La successiva Senza Rimorso non abbandona i toni malinconici e nostalgici, anzi sembra immergersi pesantemente in un percorso quasi opposto a quello del brano precedente. Mentre prima si cercava di volarne via (anche se inutilmente, come recita il verso "Siamo caduti in volo"), questa volta le atmosfere sono molto più cupe e profonde. Ancora una volta il bridge è la parte più significativa della canzone: di una semplicità disarmante, sia nel testo che nella linea di pianoforte di pochissime note, ma proprio per questo di un'efficacia emotiva essenziale. Papà Perché è dedicata al padre. Zucchero racconta dei suoi amori, dalla sua infanzia al blues, e lo fa attraverso toni ancora nostalgici, ma nonostante tutto, l'artista sembra avvertire momenti positivi. E' poi il momento di Così Celeste, un'altra ballata straordinaria, dal sapore quasi natalizio, che evoca ancora una volta i topos "sugariani" del sole e gli astri. Come in Madre Dolcissima, la vocalist Lisa Hunt regala un vocalizzo straordinario in chiusura del brano. Alleluja è (forse) il brano meno riuscito dell'album: l'impressione è che manchi il tiro e la convinzione dei brani precedenti. Ancora una volta si avvale di un testo profano (scritto da Jovanotti) con espliciti riferimenti sessuali.

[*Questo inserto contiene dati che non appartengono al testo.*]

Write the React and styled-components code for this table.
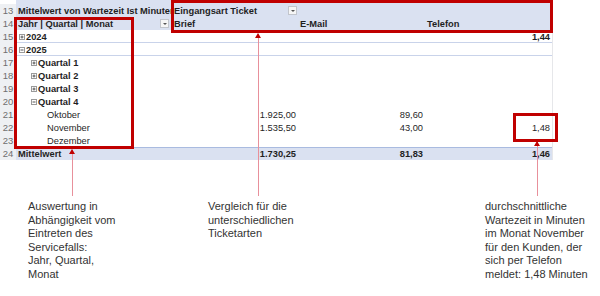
import React from "react";
import styled, { createGlobalStyle } from "styled-components";

const GlobalStyle = createGlobalStyle`
  body {
    margin: 0;
    background: #ffffff;
  }
`;

const Page = styled.div`
  position: relative;
  width: 600px;
  height: 296px;
  overflow: hidden;
  background: #ffffff;
  font-family: "Liberation Sans", Arial, sans-serif;
  color: #1f1f1f;
`;

const Sheet = styled.div`
  display: flex;
  flex-direction: column;
`;

const Row = styled.div`
  display: flex;
  height: ${(p) => p.$h || 13}px;
`;

const RowNum = styled.div`
  width: 16px;
  height: 13px;
  align-self: flex-end;
  background: #eef0f3;
  color: #6f6f6f;
  font-size: 9.5px;
  line-height: 13px;
  text-align: center;
`;

const Band = styled.div`
  width: 536px;
  display: grid;
  grid-template-columns: 155px 127px 127px 127px;
  align-items: end;
  background: ${(p) => p.$bg || "transparent"};
  box-shadow: ${(p) => p.$shadow || "none"};
`;

const Filler = styled.div`
  flex: 1;
  border-left: 1px solid #e6e7ea;
`;

const Cell = styled.div`
  display: flex;
  align-items: center;
  justify-content: ${(p) => (p.$right ? "flex-end" : "flex-start")};
  height: 13px;
  padding: 0 ${(p) => (p.$right ? 2 : 0)}px 0 ${(p) => p.$indent ?? 2}px;
  font-size: 9.3px;
  font-weight: ${(p) => (p.$bold ? 700 : 400)};
  white-space: nowrap;
  overflow: hidden;
  min-width: 0;
`;

const Grow = styled.span`
  flex: 1;
  overflow: hidden;
`;

const DropBtn = styled.span`
  display: flex;
  align-items: center;
  justify-content: center;
  width: 7px;
  height: 7px;
  margin-right: ${(p) => p.$mr || 1}px;
  border: 1px solid #c2c5cc;
  background: #f6f6f6;
  flex-shrink: 0;

  &::after {
    content: "";
    border-left: 2px solid transparent;
    border-right: 2px solid transparent;
    border-top: 2px solid #555;
  }
`;

const Toggle = styled.svg`
  width: 6px;
  height: 6px;
  margin-right: 1px;
  flex-shrink: 0;
`;

const Box = styled.div`
  position: absolute;
  left: ${(p) => p.$l}px;
  top: ${(p) => p.$t}px;
  width: ${(p) => p.$w}px;
  height: ${(p) => p.$h}px;
  border: 3px solid #c00000;
  box-sizing: border-box;
`;

const Arrow = styled.div`
  position: absolute;
  left: ${(p) => p.$x}px;
  top: ${(p) => p.$top}px;
  width: 1px;
  height: ${(p) => p.$len}px;
  background: #e8909b;

  &::before {
    content: "";
    position: absolute;
    left: -3px;
    top: -1px;
    border-left: 3.5px solid transparent;
    border-right: 3.5px solid transparent;
    border-bottom: 5px solid #c00000;
  }
`;

const Notes = styled.div`
  display: flex;
  padding: 40px 0 0 28px;
`;

const Note = styled.div`
  width: ${(p) => (p.$w ? `${p.$w}px` : "auto")};
  flex: ${(p) => (p.$w ? "none" : 1)};
  font-size: 11px;
  line-height: 13.6px;
  color: #333333;
`;

const HEAD = "#dae1f1";

const ToggleIcon = ({ open }) => (
  <Toggle viewBox="0 0 6 6">
    <rect x="0.5" y="0.5" width="5" height="5" fill="#fff" stroke="#9a9a9a" strokeWidth="1" />
    <line x1="1.5" y1="3" x2="4.5" y2="3" stroke="#555" strokeWidth="1" />
    {!open && <line x1="3" y1="1.5" x2="3" y2="4.5" stroke="#555" strokeWidth="1" />}
  </Toggle>
);

const rows = [
  { n: 15, label: "2024", level: 0, toggle: "closed", bold: true, vals: ["", "", "1,44"], line: true },
  { n: 16, label: "2025", level: 0, toggle: "open", bold: true, vals: ["", "", ""], line: true },
  { n: 17, label: "Quartal 1", level: 1, toggle: "closed", bold: true, vals: ["", "", ""] },
  { n: 18, label: "Quartal 2", level: 1, toggle: "closed", bold: true, vals: ["", "", ""] },
  { n: 19, label: "Quartal 3", level: 1, toggle: "closed", bold: true, vals: ["", "", ""] },
  { n: 20, label: "Quartal 4", level: 1, toggle: "open", bold: true, vals: ["", "", ""] },
  { n: 21, label: "Oktober", level: 2, vals: ["1.925,00", "89,60", ""] },
  { n: 22, label: "November", level: 2, vals: ["1.535,50", "43,00", "1,48"] },
  { n: 23, label: "Dezember", level: 2, vals: ["", "", ""] },
];

const indents = [3, 15, 31];

const App = () => {
  return (
    <Page>
      <GlobalStyle />
      <Sheet>
        <Row $h={17}>
          <RowNum>13</RowNum>
          <Band $bg={HEAD}>
            <Cell $bold>Mittelwert von Wartezeit Ist Minuten</Cell>
            <Cell $bold $indent={3}>
              <Grow>Eingangsart Ticket</Grow>
              <DropBtn />
            </Cell>
            <Cell />
            <Cell />
          </Band>
          <Filler />
        </Row>
        <Row>
          <RowNum>14</RowNum>
          <Band $bg={HEAD}>
            <Cell $bold>
              <Grow>Jahr | Quartal | Monat</Grow>
              <DropBtn $mr={2} />
            </Cell>
            <Cell $bold $indent={3}>Brief</Cell>
            <Cell $bold $indent={2}>E-Mail</Cell>
            <Cell $bold $indent={2}>Telefon</Cell>
          </Band>
          <Filler />
        </Row>
        {rows.map((r) => (
          <Row key={r.n}>
            <RowNum>{r.n}</RowNum>
            <Band $shadow={r.line ? "inset 0 -1px 0 #c9d3ea" : "none"}>
              <Cell $bold={r.bold} $indent={indents[r.level]}>
                {r.toggle && <ToggleIcon open={r.toggle === "open"} />}
                {r.label}
              </Cell>
              {r.vals.map((v, i) => (
                <Cell key={i} $right $bold={r.bold}>
                  {v}
                </Cell>
              ))}
            </Band>
            <Filler />
          </Row>
        ))}
        <Row>
          <RowNum>24</RowNum>
          <Band $bg={HEAD} $shadow="inset 0 1px 0 #a9bbe0">
            <Cell $bold>Mittelwert</Cell>
            <Cell $right $bold>1.730,25</Cell>
            <Cell $right $bold>81,83</Cell>
            <Cell $right $bold>1,46</Cell>
          </Band>
          <Filler />
        </Row>
      </Sheet>

      <Notes>
        <Note $w={180}>
          Auswertung in
          <br />
          Abhängigkeit vom
          <br />
          Eintreten des
          <br />
          Servicefalls:
          <br />
          Jahr, Quartal,
          <br />
          Monat
        </Note>
        <Note $w={277}>
          Vergleich für die
          <br />
          unterschiedlichen
          <br />
          Ticketarten
        </Note>
        <Note>
          durchschnittliche
          <br />
          Wartezeit in Minuten
          <br />
          im Monat November
          <br />
          für den Kunden, der
          <br />
          sich per Telefon
          <br />
          meldet: 1,48 Minuten
        </Note>
      </Notes>

      <Box $l={14} $t={17} $w={120} $h={132} />
      <Box $l={171} $t={0} $w={382} $h={33} />
      <Box $l={513} $t={113} $w={45} $h={29} />

      <Arrow $x={72} $top={150} $len={46} />
      <Arrow $x={258} $top={34} $len={162} />
      <Arrow $x={537} $top={142} $len={54} />
    </Page>
  );
};

export default App;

Detto questo, mi sento in diritto di considerare Spirito DiVino come uno dei migliori album italiani di sempre e allo stesso tempo essere consapevole del fatto che questa affermazione va incontro a mille contestazioni. Ma non importa, so che molte di esse sono anche giustificate anche in virtù del fatto che l'immagine di Zucchero è parzialmente scaduta. Album come Bluesugar o Zu & Co presentano alcune canzoni che certo non possono essere chiamate tali. Ma si sa, è sempre più facile parlare male delle cose, piuttosto che parlarne bene.